Vitamin D levels during pregnancy predict kids'
bone health
Mothers who take extra vitamin D while pregnant could be protecting their children
from osteoporosis later in life.
A study appearing in the Jan. 7 issue of The Lancet reports that children born to
mothers with insufficient vitamin D during pregnancy had weaker bones when they
were 9 years old.
"It's not the holy grail, but it's another piece of information that suggests that
events beginning from gestation influence ultimate bone health and bone strength,"
said Dr. Stephen Honig, director of the Osteoporosis Center at the Hospital for
Joint Diseases in New York City. "This is easily correctable, and seems to be something
that comes at no particular cost, either economic or from an adverse-effect standpoint."
"It's very interesting and very suggestive," added Dr. Loren Wissner Greene, a clinical
associate professor of medicine at New York University School of Medicine and co-director
of the Bone Density Unit at New York University.
Many people show a vitamin D deficiency, and this includes otherwise healthy women
during pregnancy.
Vitamin D is required for optimal calcium absorption, which is critical to bone
growth. The main source of vitamin D is sunlight, and most people don't get enough
of that.
"There has been a recognition that a lot of people in the United States are vitamin
D-deficient in these days of sunscreen," Greene said.
At the same time, accumulating evidence suggests that environmental factors early
in life can influence a person's chance of developing osteoporosis. For instance,
birth weight can predict bone mass later on, while poor intrauterine and childhood
growth are associated with double the risk of hip fracture 60 years later. A mother's
build, nutrition, smoking and physical activity level during pregnancy can also
influence bone mass of the baby at birth.
No one has yet looked at a relationship between the mother's vitamin D status during
pregnancy and skeletal growth of their children. The authors of this study hypothesized
that maternal vitamin D insufficiency during pregnancy had a long-lasting effect
on childhood bone mass.
The researchers studied 198 children born in 1991 and 1992 at a hospital in Southampton,
England. They assessed mothers' body build, nutrition and vitamin D status during
pregnancy; children's body size and bone mass were measured nine years later.
Women who had reduced levels of vitamin D during the later part of their pregnancies
had children with reduced bone-mineral content at 9 years of age.
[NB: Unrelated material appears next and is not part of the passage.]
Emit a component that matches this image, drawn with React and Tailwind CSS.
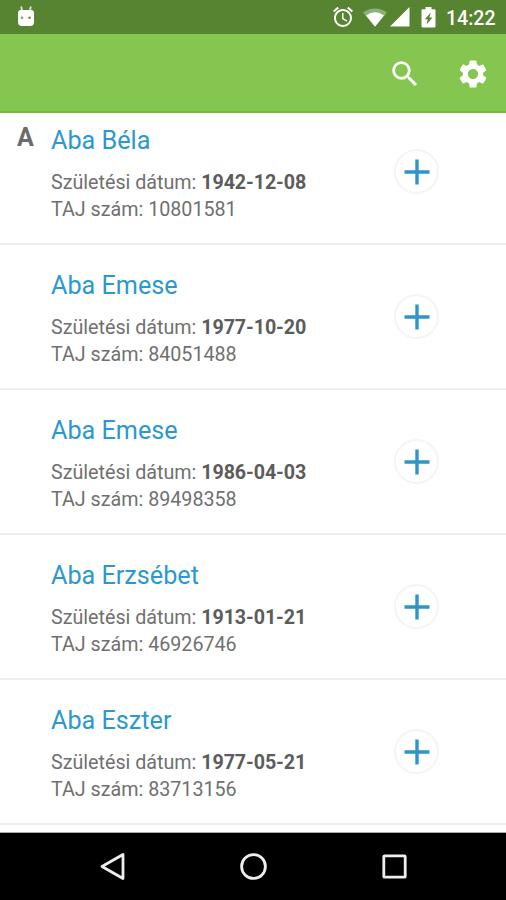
import React from 'react';
import { MdAlarm, MdSearch, MdSettings } from 'react-icons/md';

const patients = [
  { letter: 'A', name: 'Aba Béla', birth: '1942-12-08', taj: '10801581' },
  { name: 'Aba Emese', birth: '1977-10-20', taj: '84051488' },
  { name: 'Aba Emese', birth: '1986-04-03', taj: '89498358' },
  { name: 'Aba Erzsébet', birth: '1913-01-21', taj: '46926746' },
  { name: 'Aba Eszter', birth: '1977-05-21', taj: '83713156' },
];

function StatusBar() {
  return (
    <div className="flex h-[34px] shrink-0 items-center bg-[#568430] pl-[17px] pr-[11px] text-white">
      <svg className="mb-[2px] h-[21px] w-[18px]" viewBox="0 0 18 21">
        <path d="M4.200 0.500l1 5M13.800 0.500l-1 5" stroke="#dce8d2" strokeWidth="1.800" />
        <path
          d="M4 4h10q3 0 3 3v9q0 4-4 4H5q-4 0-4-4V7q0-3 3-3z"
          fill="#fff"
        />
        <circle cx="5" cy="11.800" r="1.300" fill="#8a9f6c" />
        <circle cx="12.500" cy="11.800" r="1.300" fill="#6f8a3c" />
      </svg>
      <MdAlarm className="ml-auto size-6" />
      <svg className="ml-[8px] h-[19px] w-6" viewBox="0 0 24 19">
        <path d="M0 4.500Q12-3.500 24 4.500L12 19z" fill="#fff" opacity=".35" />
        <path d="M3 7.500Q12 1 21 7.500L12 18.500z" fill="#fff" />
      </svg>
      <svg className="ml-[3px] h-5 w-5" viewBox="0 0 20 20">
        <path d="M0 19.500L19.500 0v19.500z" fill="#fff" />
      </svg>
      <svg className="ml-[11px] h-[21px] w-[15px]" viewBox="0 0 15 21">
        <path
          d="M4.500 0h6v2.300h2.700q1.300 0 1.300 1.300v15.600q0 1.300-1.300 1.300H1.800q-1.300 0-1.300-1.300V3.600q0-1.300 1.300-1.300h2.700z"
          fill="#fff"
        />
        <path d="M9.800 5.500L3.800 12.200h3L5.500 17.500l6-7H8.300z" fill="#568430" />
      </svg>
      <span className="ml-[10px] w-[49px] pt-[3px] text-[19.500px] font-medium leading-none">14:22</span>
    </div>
  );
}

function Toolbar() {
  return (
    <div className="flex h-[79px] shrink-0 items-center justify-end gap-[34px] border-b-2 border-[#74bd2c] bg-[#84c650] pr-4 pt-[2px] text-white">
      <MdSearch className="size-[34px]" />
      <MdSettings className="size-[34px]" />
    </div>
  );
}

function PatientRow({ patient }) {
  return (
    <div className="flex h-[145px] shrink-0 border-b-2 border-[#eeeeee] pt-[26px]">
      <div className="w-[51px] pl-[17px] text-[25px] font-bold leading-[24px] text-[#6b6b6b]">
        {patient.letter}
      </div>
      <div className="w-[343px] text-[19.700px] leading-[27px] text-[#707070]">
        <h2 className="mb-[13px] text-[25.200px] leading-[30px] text-[#2b99d0]">{patient.name}</h2>
        <p>
          Születési dátum: <b className="font-bold tracking-[-0.100px] text-[#5c5c5c]">{patient.birth}</b>
        </p>
        <p>TAJ szám: {patient.taj}</p>
      </div>
      <button className="mt-[23px] flex size-[45px] items-center justify-center rounded-full border-2 border-[#f5f5f5]">
        <svg className="size-[26px]" viewBox="0 0 26 26">
          <path d="M13 .5v25M.5 13h25" stroke="#2f95c8" strokeWidth="3.400" />
        </svg>
      </button>
    </div>
  );
}

function NavBar() {
  return (
    <div className="flex h-[67px] shrink-0 items-center justify-center gap-[112px] bg-black">
      <svg className="size-[29px]" viewBox="0 0 29 29">
        <path d="M25 2.500v24L4 14.500z" fill="none" stroke="#eee" strokeWidth="2.800" strokeLinejoin="round" />
      </svg>
      <svg className="size-[29px]" viewBox="0 0 29 29">
        <circle cx="14.500" cy="14.500" r="11.900" fill="none" stroke="#eee" strokeWidth="2.800" />
      </svg>
      <svg className="size-[29px]" viewBox="0 0 29 29">
        <rect x="3.800" y="3.800" width="21.400" height="21.400" rx=".8" fill="none" stroke="#eee" strokeWidth="2.800" />
      </svg>
    </div>
  );
}

export default function App() {
  return (
    <div className="flex h-[900px] w-[506px] flex-col overflow-hidden bg-white font-['Roboto',sans-serif]">
      <StatusBar />
      <Toolbar />
      {/* the list is scrolled a little, so the first row starts under the toolbar */}
      <div className="flex min-h-0 flex-1 flex-col justify-end overflow-hidden border-b border-[#aaa] pb-[7px]">
        {patients.map((patient, i) => (
          <PatientRow key={i} patient={patient} />
        ))}
      </div>
      <NavBar />
    </div>
  );
}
Women who took vitamin D supplements and who were exposed to more sunshine were
less likely to have a vitamin D deficiency. Reduced concentration of calcium in
the umbilical cord blood was also associated with a reduced bone mass in the offspring.
"Their point is that there may be a programming effect that goes on in utero that
effects calcium and bone accrual," Honig said. "Something happens in the last trimester
that influences the transport of calcium across the placenta, and somehow that situation
changes the developmental period over a prolonged timeframe."
The findings need to be confirmed, but they fit in well with other studies that
have shown that issues early in life, such as low birth weight, can impact osteoporosis
risk later in life.
"These are all things that are lending credibility to the need to think about bone
growth and development as starting from gestation onward, rather than just thinking
about this as diseases that occur after menopause," Honig said. "That's a significant
thing."
The authors suggested that giving vitamin D supplements to pregnant women, especially
if the third trimester occurs during the winter when there is less sunlight, could
contribute to stronger bones in their children."